> Given request
It is required that the lines from the top of the listing through the line with "const navLinks = ['Home', 'About', 'Work', 'Contact'];" be reproduced exactly, excluding pictures.

> Raw data
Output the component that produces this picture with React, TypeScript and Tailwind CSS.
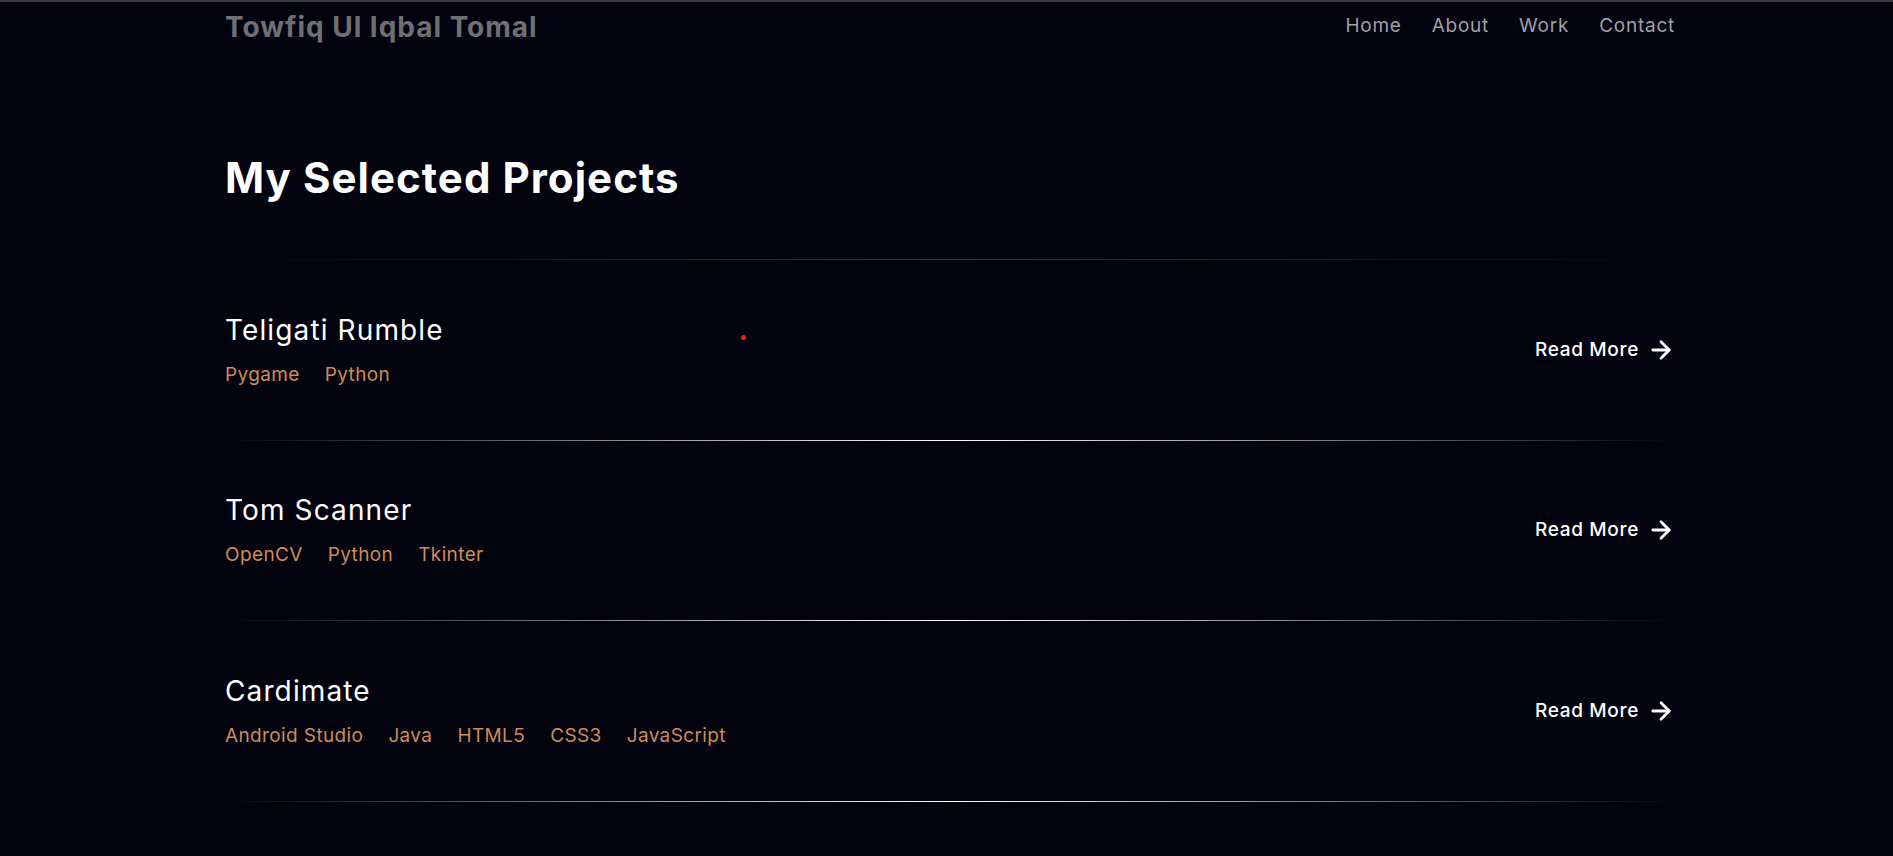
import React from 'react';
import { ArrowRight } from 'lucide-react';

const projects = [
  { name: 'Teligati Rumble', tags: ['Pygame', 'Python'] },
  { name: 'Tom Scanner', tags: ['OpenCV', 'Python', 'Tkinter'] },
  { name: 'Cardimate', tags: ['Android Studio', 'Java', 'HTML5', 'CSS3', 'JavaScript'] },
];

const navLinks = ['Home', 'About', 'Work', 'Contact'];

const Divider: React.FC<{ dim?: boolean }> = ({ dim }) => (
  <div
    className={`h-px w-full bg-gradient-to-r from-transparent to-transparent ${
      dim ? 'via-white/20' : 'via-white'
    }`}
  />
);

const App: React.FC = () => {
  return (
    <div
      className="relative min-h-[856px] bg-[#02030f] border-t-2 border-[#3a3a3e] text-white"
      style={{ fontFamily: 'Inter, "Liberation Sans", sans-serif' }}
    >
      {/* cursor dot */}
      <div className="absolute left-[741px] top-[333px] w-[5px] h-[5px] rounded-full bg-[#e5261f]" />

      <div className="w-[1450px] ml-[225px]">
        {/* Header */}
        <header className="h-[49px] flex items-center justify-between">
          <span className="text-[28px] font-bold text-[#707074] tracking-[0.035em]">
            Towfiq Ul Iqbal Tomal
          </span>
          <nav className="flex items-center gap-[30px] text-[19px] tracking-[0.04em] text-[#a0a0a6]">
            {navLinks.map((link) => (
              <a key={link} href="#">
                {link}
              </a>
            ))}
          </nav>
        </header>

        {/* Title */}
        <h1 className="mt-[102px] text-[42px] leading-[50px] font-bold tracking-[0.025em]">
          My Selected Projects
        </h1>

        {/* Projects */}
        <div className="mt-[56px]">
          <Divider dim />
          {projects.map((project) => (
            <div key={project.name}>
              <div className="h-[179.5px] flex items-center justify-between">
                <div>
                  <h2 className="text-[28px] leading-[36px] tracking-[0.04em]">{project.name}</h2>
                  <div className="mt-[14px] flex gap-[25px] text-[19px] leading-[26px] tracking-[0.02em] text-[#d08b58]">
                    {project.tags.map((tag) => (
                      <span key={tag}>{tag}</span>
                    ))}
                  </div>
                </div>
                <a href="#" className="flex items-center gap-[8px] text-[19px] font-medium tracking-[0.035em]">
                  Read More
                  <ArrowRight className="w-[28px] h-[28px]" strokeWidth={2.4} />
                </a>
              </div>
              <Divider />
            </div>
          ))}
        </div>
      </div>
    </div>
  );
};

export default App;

> Written reply
Output the component that produces this picture with React, TypeScript and Tailwind CSS.
import React from 'react';
import { ArrowRight } from 'lucide-react';

const projects = [
  { name: 'Teligati Rumble', tags: ['Pygame', 'Python'] },
  { name: 'Tom Scanner', tags: ['OpenCV', 'Python', 'Tkinter'] },
  { name: 'Cardimate', tags: ['Android Studio', 'Java', 'HTML5', 'CSS3', 'JavaScript'] },
];

const navLinks = ['Home', 'About', 'Work', 'Contact'];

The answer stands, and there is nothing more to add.